VIEW: Logging & Deforestation
Logging & Deforestation
Many of the world's original forests have been logged. Many of the tropical rain forests that remain are currently the site of logging because North America and Europe have already harvested many of their trees. Trees have been harvested for construction, wood, and paper products. Forests are cleared to create more farmland and grazing pastures for livestock. Logging operations also clear trees to create roads to access more and more forest land.
Logging removes trees that protect the ground from soil erosion. The tree roots hold the soil together and the tree canopy protects the soil from hard falling rain. Logging results in the loss of leaf litter, or dead leaves, bark and branches on the forest floor; leaf litter plays an important role in protecting forest soils from erosion and regenerating top soil. Soils eroded from logged forests clog rivers and lakes, fill estuaries, bury coral reefs, thereby destroying whole ecosystems.

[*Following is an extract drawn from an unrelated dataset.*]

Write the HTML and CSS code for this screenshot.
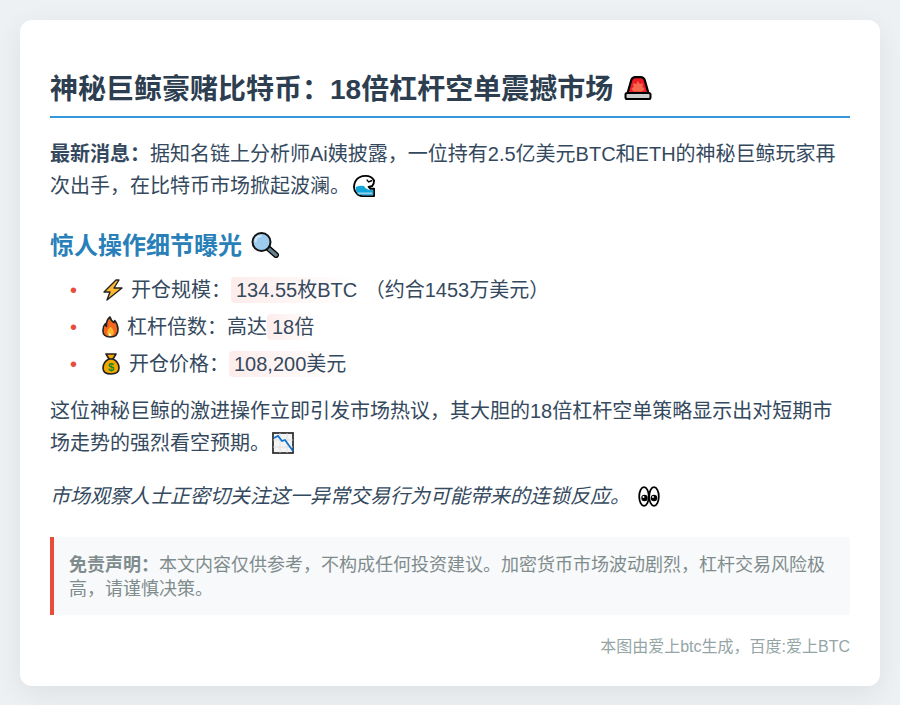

There are different logging techniques with varying degrees of environmental impact:
- Selective cutting -- allows most trees to remain to minimize impacts to habitat and loss of soil. In this method, single trees or groups of trees are removed from an area.
- Seed tree cutting -- removes most trees, but leaves a few to scatter their seeds to regrow the forest. Causes destruction to habitats and increases soil erosion, and also leads to loss of forest diversity.
- Strip cutting -- trees removed in large swaths, but timed so that only one area is logged at a time, to maintain some forest habitat and control soil erosion.
- Clearcutting -- most destructive to ecosystems and soil erosion; when a whole area of forest is logged of all its trees.
Deforestation is important because forests act as carbon "sinks", or places where excess carbon is stored, rather than being released to the atmosphere where it contributes to Earth's greenhouse effect. Also, many forests contain huge biodiversity; tropical rain forests contain species of plants and animals that have not yet been identified.